What is commonly known as the reciprocal trust doctrine (also sometimes referred to as the cross trust doctrine) was first articulated by the Service in Lehman v. Comm’r, 109 F2d 99 (2nd Cir 1940), where two brothers created irrevocable trusts for each other. Each trust provided that the trustee was to pay the income to the other brother for life, with remainder to that brother’s issue. Each brother transferred substantially identical stocks and bonds into the trust for the other brother. When the first brother died, the IRS “uncrossed” the trusts, finding that each trust was the quid pro quo for the other. As a result, the deceased brother was treated as if he had created the trust for his benefit, with the result that the trust was includable in his gross estate under the predecessor to IRC §2036(a)(1), which includes property transferred with a retained life estate.

The Supreme Court Weighs In

The reciprocal trust doctrine was amplified in U.S. v. Estate of Grace, 395 US 316 (1969). In Grace the husband had transferred substantial assets to his wife during a 23-year period. He then established an irrevocable trust for his wife, with remainder to their issue. Two weeks later, at the husband’s request, his wife established a substantially identical trust for his benefit, with remainder to issue.

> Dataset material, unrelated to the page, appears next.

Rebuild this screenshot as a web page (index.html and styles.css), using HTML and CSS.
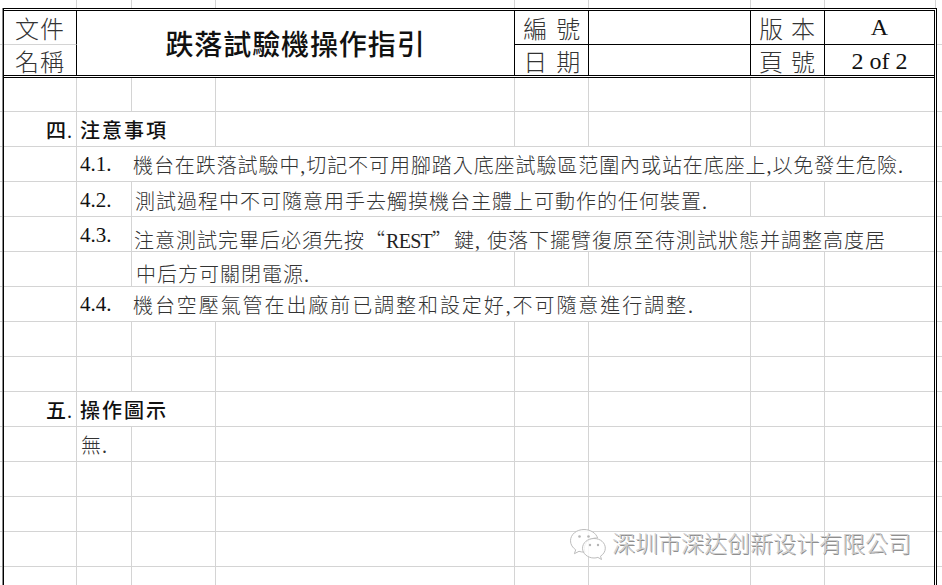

In finding that the wife’s trust was includible in the husband’s estate, the Supreme Court held that:

application of the reciprocal trust doctrine is not dependent upon a finding that each trust was created as a quid pro quo for the other. Such a “consideration” requirement necessarily involves a difficult inquiry into the subjective intent of the Settlors. Nor do we think it necessary to prove the existence of a tax-avoidance motive. ... Rather, we hold that application of the reciprocal trust doctrine requires only that the trusts be interrelated, and that the arrangement, to the extent of mutual value, leaves the Settlors in approximately the same economic position as they would have been in had they created the trusts naming themselves as life beneficiaries.

When the reciprocal trust doctrine applies, Rev. Rul. 74-533, 1974-2 Cum. Bul. 293, explains the tax consequences. The facts were quite simple. In 1960, husband and wife created irrevocable trusts that the Service found to be reciprocal. Husband transferred $400,000 to the trust he created and paid $80,000 of gift tax. Wife transferred $300,000 to the trust she created and paid $70,000 of gift tax. Husband and wife both died within a few months of each other in 1971, at which time the trust created by husband was worth $600,000, and the trust created by wife was worth $500,000. Pursuant to Grace the estates of husband and wife included in each decedent’s gross estate the principal of the trust created by the other spouse to the extent of the mutual value of the reciprocal transfer.

The gross estate of the husband included the full value, $500,000, of the principal of wife’s trust as of the date of death of husband, since the principal of wife’s trust was initially smaller than that of husband’s trust. Three-fourths of the value of the principal of husband’s trust, as of the date of death of wife, was included in her gross estate, since the value of the principal of husband’s trust was greater than that of wife’s trust at the time of the original transfer.

The amount includible, $450,000, was determined by multiplying the value of the principal of husband’s trust at the death of wife by the ratio of the original value of the principal of the smaller wife’s trust to that of the larger husband’s trust. Because wife’s trust was fully includible in husband’s gross estate, his estate was entitled to a credit for the full amount of gift taxes paid by the wife. Similarly, the wife’s estate was entitled to a credit for three-fourths of the gift taxes paid by husband.

The IRS has succeeded in applying the reciprocal trust doctrine even though the settlors did not retain a beneficial interest in the trusts that they created.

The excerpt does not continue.